Begin The input
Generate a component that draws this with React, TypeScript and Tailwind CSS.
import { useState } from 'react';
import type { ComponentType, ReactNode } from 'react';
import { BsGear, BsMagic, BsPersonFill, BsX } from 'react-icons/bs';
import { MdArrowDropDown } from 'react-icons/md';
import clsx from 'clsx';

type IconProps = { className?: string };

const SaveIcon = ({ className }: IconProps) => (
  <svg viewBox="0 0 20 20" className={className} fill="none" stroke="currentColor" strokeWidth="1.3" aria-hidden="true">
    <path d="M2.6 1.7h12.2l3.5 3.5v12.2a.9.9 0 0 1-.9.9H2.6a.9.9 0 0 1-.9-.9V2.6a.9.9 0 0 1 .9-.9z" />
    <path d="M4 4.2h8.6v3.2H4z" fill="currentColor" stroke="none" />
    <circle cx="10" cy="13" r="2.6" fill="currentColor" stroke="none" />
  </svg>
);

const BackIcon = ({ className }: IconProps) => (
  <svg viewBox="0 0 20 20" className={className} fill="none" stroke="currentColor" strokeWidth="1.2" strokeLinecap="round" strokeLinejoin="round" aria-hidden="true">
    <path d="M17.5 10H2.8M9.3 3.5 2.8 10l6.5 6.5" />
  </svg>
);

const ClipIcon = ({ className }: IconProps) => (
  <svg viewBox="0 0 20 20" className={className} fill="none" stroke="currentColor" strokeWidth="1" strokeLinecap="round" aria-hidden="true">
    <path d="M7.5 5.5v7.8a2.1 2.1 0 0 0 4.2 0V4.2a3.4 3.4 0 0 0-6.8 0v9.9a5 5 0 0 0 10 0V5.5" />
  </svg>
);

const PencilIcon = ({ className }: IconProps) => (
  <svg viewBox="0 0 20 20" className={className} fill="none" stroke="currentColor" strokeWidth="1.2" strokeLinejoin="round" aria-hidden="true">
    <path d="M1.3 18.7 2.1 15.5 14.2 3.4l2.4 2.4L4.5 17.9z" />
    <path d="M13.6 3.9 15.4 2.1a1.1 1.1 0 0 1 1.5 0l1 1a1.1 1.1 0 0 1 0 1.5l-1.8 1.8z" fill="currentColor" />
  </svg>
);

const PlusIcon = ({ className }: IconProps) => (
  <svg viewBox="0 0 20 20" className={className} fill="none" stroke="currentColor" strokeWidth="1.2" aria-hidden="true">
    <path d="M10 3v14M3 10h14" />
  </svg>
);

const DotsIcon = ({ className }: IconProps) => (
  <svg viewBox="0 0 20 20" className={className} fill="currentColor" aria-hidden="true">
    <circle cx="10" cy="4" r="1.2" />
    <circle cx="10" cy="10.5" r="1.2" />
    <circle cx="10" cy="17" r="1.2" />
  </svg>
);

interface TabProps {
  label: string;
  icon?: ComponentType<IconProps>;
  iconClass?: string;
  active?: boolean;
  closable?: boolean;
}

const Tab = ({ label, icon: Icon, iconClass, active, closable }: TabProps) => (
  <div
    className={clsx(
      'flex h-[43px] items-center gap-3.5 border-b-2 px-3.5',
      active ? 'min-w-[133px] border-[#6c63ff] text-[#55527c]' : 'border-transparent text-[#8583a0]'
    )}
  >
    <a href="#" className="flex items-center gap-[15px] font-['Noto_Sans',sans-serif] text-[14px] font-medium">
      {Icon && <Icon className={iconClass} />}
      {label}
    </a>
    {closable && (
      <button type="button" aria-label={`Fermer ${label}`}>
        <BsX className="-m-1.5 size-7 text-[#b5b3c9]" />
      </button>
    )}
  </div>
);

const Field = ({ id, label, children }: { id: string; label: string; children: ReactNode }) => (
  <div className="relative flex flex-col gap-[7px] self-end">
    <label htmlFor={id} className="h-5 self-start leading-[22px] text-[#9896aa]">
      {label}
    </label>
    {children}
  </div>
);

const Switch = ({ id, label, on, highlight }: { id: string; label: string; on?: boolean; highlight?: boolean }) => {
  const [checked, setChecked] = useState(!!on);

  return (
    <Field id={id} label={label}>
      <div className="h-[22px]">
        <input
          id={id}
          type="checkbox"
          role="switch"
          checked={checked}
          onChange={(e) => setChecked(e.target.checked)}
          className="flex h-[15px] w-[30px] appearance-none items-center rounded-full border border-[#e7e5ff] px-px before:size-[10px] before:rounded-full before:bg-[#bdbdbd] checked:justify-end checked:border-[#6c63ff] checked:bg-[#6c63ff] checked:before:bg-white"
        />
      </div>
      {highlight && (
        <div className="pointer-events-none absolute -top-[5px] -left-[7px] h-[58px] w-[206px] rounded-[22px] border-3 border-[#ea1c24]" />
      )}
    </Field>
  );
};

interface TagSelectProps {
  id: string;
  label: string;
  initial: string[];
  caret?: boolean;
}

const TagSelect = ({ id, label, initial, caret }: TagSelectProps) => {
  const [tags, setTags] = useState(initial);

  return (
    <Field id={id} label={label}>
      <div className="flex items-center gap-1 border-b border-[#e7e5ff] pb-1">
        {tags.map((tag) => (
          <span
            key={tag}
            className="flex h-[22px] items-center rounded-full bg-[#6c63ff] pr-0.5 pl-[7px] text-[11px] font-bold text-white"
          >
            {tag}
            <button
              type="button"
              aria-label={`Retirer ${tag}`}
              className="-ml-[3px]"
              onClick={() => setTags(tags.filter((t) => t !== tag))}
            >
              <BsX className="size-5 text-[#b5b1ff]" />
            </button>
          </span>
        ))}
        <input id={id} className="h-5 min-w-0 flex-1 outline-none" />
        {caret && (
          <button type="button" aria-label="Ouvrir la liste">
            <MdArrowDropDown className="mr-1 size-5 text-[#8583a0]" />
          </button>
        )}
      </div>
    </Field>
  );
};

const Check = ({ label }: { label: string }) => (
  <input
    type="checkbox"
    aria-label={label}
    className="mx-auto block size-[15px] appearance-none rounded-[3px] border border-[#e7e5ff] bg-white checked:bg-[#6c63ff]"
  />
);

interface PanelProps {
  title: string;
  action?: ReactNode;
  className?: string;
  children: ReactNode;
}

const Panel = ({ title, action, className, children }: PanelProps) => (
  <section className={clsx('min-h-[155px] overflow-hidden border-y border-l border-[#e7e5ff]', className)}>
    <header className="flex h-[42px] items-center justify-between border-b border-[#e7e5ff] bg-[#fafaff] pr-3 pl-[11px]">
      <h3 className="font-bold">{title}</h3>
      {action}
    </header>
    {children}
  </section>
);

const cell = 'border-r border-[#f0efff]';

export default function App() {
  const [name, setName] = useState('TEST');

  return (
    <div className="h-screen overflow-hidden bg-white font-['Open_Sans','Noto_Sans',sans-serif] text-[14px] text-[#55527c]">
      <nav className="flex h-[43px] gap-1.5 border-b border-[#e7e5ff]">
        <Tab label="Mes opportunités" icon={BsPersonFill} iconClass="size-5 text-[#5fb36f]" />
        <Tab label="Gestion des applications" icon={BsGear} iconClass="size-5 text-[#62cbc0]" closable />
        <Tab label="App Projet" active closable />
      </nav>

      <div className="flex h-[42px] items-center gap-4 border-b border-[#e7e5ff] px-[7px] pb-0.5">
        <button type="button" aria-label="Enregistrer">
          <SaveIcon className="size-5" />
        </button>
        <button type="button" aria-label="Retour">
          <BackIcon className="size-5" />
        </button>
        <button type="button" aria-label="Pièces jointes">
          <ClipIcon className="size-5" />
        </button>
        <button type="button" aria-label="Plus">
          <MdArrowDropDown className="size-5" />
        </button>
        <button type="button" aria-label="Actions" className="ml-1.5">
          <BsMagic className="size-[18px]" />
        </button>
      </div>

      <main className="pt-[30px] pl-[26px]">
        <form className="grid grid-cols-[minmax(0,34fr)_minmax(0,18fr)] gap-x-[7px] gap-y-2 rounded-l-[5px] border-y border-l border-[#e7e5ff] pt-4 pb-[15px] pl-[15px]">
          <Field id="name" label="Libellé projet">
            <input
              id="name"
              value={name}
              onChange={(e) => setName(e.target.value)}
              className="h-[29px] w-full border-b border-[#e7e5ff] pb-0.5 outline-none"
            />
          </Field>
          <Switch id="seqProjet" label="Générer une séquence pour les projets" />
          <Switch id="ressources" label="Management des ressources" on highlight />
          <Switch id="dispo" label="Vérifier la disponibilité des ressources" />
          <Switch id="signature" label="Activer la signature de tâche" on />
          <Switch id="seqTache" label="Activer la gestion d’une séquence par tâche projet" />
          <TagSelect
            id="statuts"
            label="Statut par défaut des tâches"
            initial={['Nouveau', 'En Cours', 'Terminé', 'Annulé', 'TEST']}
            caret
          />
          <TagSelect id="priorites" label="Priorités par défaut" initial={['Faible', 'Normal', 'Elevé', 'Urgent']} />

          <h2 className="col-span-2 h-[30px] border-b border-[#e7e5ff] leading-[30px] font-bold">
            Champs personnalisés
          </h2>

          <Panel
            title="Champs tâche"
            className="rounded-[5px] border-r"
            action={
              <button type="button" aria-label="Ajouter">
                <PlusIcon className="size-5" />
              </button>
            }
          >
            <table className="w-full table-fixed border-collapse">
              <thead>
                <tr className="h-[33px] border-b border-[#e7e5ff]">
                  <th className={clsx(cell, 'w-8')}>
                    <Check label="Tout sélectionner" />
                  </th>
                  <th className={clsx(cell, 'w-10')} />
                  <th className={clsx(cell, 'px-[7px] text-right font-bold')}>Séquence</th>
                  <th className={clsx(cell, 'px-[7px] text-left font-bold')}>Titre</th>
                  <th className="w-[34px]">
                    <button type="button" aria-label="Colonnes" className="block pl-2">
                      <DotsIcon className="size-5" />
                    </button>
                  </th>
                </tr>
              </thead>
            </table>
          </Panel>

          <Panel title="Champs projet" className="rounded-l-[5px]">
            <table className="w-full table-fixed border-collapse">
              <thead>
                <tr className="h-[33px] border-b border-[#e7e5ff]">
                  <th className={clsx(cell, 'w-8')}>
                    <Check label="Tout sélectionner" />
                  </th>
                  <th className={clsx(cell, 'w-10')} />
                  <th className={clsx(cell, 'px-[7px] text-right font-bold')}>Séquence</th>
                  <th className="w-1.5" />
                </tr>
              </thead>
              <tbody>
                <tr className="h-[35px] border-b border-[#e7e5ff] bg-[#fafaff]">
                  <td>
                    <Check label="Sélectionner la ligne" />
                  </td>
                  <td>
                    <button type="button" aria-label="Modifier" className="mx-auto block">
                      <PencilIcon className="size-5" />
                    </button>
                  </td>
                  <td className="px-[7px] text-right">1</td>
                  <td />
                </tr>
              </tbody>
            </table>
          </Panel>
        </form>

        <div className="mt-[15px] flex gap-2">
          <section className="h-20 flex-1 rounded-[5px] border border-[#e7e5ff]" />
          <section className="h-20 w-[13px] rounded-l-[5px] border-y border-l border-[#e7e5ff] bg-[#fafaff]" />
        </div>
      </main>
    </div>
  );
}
End The input
Begin The input
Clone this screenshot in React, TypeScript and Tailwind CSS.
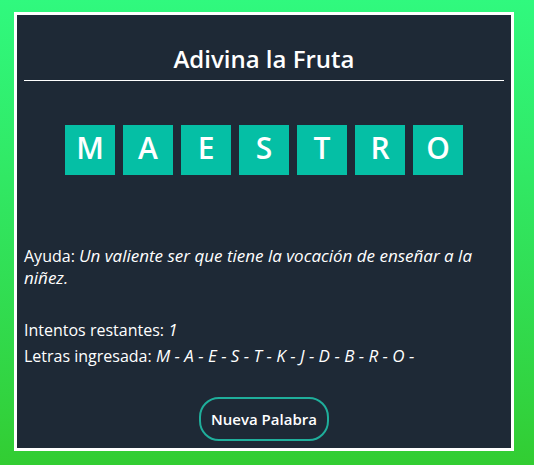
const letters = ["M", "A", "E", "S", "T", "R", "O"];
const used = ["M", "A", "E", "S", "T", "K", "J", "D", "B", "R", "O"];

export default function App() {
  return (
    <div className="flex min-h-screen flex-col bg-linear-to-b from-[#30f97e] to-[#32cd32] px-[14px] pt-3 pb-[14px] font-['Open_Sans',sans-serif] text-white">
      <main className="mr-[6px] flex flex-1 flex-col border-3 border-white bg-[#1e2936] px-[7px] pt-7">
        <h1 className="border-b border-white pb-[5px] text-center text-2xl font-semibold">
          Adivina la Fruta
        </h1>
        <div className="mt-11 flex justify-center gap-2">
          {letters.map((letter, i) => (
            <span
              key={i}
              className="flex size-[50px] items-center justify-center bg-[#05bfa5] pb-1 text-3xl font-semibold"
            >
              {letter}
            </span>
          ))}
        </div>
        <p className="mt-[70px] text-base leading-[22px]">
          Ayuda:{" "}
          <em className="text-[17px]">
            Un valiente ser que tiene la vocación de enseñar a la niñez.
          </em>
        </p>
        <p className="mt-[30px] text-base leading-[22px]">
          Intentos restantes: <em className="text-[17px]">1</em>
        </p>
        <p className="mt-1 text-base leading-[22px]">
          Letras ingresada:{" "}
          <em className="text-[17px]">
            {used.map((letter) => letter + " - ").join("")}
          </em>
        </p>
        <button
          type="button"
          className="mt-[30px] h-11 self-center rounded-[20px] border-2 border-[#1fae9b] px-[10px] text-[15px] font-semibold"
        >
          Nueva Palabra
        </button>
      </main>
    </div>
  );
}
End The input
### Problem description
Make a copy of each line that contains the string "this".

### Complete output
Generate a component that draws this with React, TypeScript and Tailwind CSS.
Clone this screenshot in React, TypeScript and Tailwind CSS.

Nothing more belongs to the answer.